→ MATERIAL FOR THE TASK

++++++++++++++++++++

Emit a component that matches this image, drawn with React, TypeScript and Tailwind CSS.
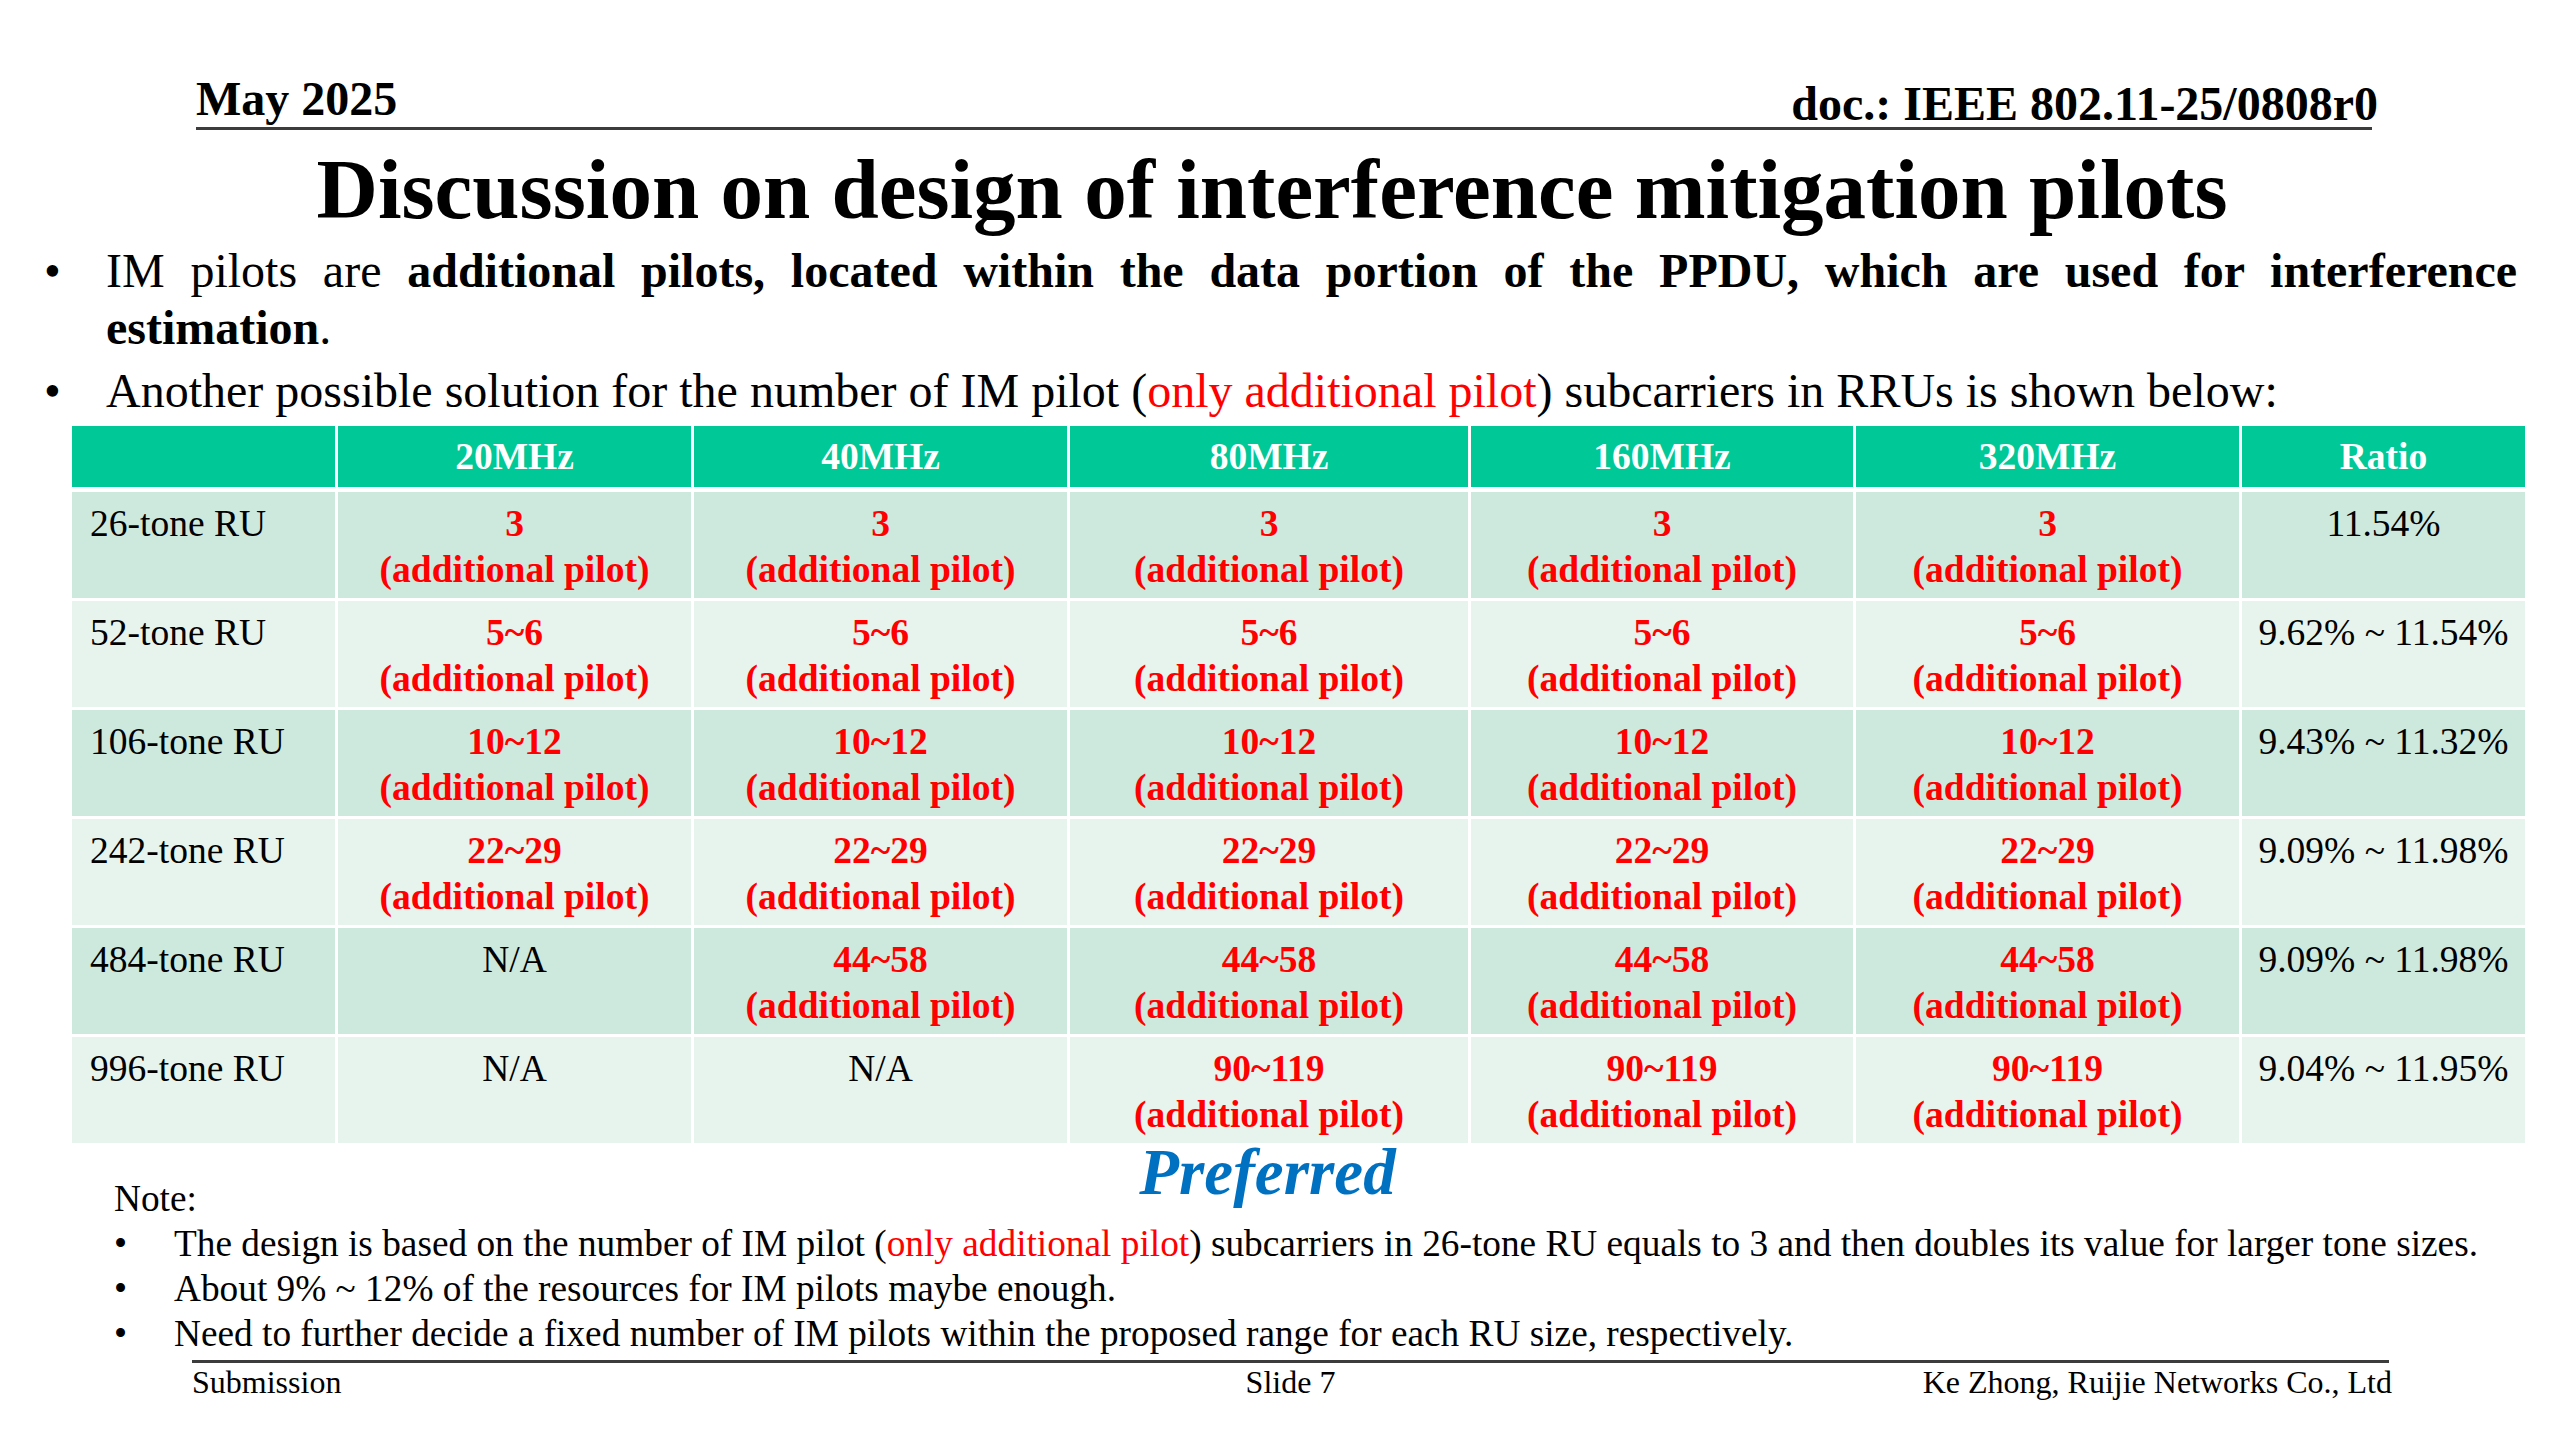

++++++++++++++++++++

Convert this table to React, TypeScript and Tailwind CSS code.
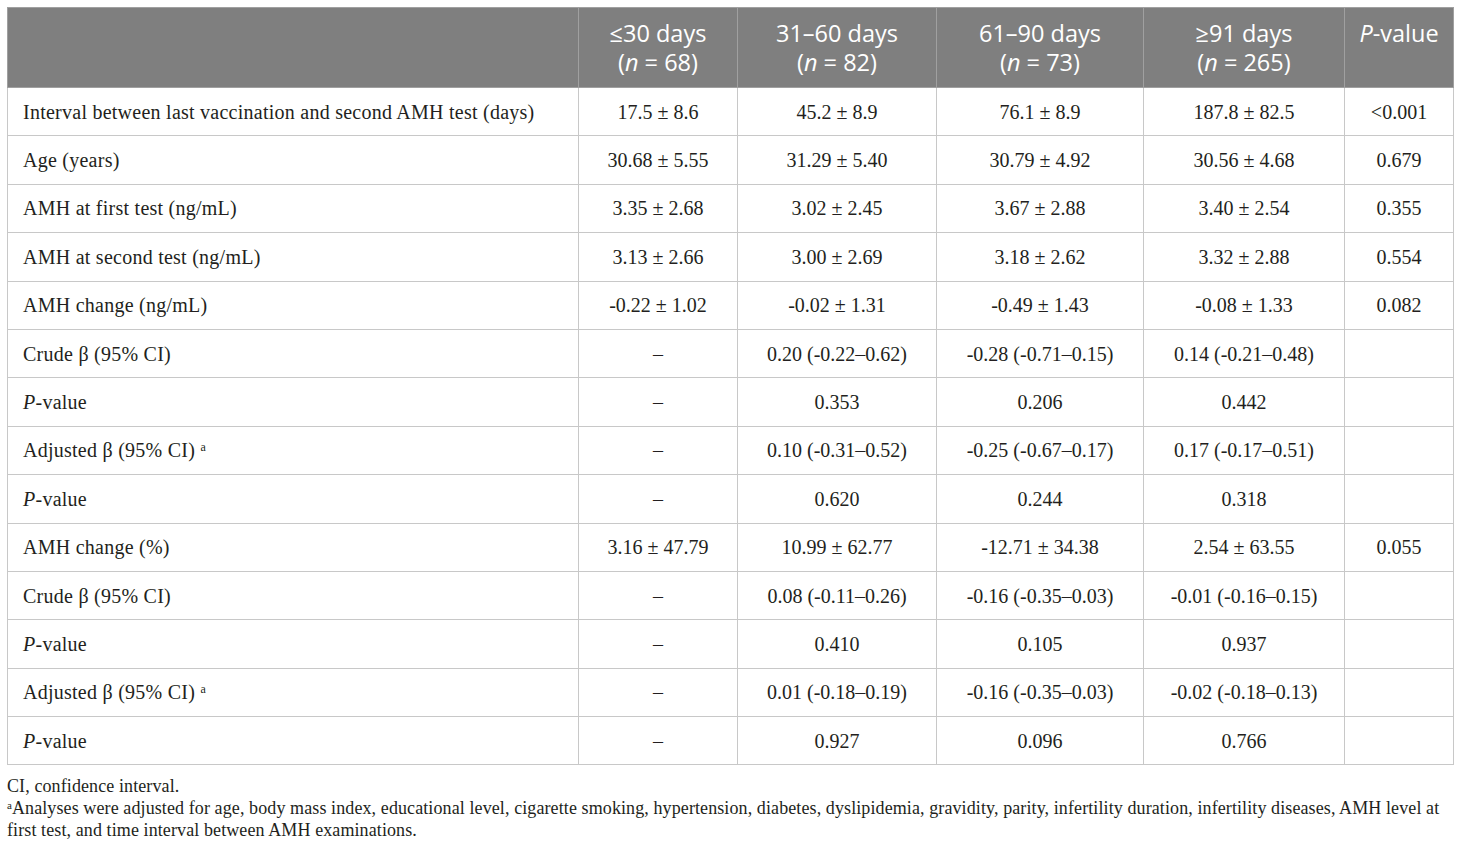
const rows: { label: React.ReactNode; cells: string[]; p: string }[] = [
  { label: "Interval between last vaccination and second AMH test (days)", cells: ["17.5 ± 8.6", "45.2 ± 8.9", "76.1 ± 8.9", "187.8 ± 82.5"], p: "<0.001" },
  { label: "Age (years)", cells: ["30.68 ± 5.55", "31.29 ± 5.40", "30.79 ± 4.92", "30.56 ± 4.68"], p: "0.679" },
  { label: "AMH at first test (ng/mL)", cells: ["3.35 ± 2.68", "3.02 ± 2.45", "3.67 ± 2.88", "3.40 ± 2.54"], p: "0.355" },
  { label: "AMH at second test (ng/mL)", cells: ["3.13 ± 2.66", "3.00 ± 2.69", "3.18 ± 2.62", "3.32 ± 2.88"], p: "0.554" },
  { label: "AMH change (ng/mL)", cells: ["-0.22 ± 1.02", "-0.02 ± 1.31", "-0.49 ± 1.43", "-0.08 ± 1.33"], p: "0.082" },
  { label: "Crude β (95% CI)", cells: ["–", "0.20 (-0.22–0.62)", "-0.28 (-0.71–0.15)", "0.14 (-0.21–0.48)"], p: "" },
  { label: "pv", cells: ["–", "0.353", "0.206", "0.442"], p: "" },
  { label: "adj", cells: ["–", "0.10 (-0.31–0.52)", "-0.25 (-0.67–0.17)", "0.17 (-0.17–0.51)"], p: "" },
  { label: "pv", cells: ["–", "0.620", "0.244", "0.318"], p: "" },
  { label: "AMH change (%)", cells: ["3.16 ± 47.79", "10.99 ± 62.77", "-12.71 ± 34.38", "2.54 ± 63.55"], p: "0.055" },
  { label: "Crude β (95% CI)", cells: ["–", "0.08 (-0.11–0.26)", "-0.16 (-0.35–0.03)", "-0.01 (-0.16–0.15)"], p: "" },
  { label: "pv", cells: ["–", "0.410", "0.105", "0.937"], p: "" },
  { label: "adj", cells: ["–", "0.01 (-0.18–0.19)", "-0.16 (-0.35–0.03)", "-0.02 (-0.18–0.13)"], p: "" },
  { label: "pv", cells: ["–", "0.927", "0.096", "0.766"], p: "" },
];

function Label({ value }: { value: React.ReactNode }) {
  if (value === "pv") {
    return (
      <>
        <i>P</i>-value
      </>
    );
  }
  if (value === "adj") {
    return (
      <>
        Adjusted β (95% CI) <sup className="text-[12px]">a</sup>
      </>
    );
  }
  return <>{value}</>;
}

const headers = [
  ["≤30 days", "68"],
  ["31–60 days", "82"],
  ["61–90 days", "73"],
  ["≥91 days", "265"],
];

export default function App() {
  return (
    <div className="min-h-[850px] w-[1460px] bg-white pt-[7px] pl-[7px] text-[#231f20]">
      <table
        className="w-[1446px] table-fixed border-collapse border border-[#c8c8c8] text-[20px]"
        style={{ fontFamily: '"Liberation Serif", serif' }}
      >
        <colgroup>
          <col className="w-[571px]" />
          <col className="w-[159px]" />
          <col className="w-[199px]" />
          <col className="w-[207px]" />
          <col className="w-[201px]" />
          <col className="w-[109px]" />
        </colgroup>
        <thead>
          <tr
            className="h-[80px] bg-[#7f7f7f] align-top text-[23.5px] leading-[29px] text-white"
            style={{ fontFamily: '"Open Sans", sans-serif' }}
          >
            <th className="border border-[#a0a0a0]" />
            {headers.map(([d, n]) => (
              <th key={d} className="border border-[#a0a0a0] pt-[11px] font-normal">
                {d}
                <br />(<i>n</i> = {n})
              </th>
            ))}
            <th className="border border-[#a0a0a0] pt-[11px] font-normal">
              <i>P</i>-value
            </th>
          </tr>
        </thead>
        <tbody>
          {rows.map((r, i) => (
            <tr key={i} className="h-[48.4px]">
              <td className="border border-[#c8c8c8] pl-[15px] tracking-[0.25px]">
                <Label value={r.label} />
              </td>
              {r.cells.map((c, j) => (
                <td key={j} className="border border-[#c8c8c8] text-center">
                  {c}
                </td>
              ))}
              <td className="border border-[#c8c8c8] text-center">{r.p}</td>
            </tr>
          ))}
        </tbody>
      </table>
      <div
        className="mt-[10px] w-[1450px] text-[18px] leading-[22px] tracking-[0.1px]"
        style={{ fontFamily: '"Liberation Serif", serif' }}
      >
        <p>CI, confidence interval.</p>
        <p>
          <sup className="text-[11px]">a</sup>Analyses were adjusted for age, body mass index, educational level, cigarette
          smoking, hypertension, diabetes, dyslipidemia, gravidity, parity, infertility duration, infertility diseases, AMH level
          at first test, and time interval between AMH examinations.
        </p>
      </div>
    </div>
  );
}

++++++++++++++++++++

→ THE REQUEST
Which lines above contain the word "Tailwind"? Copy each of them.

→ COMPLETE OUTPUT
Emit a component that matches this image, drawn with React, TypeScript and Tailwind CSS.
Convert this table to React, TypeScript and Tailwind CSS code.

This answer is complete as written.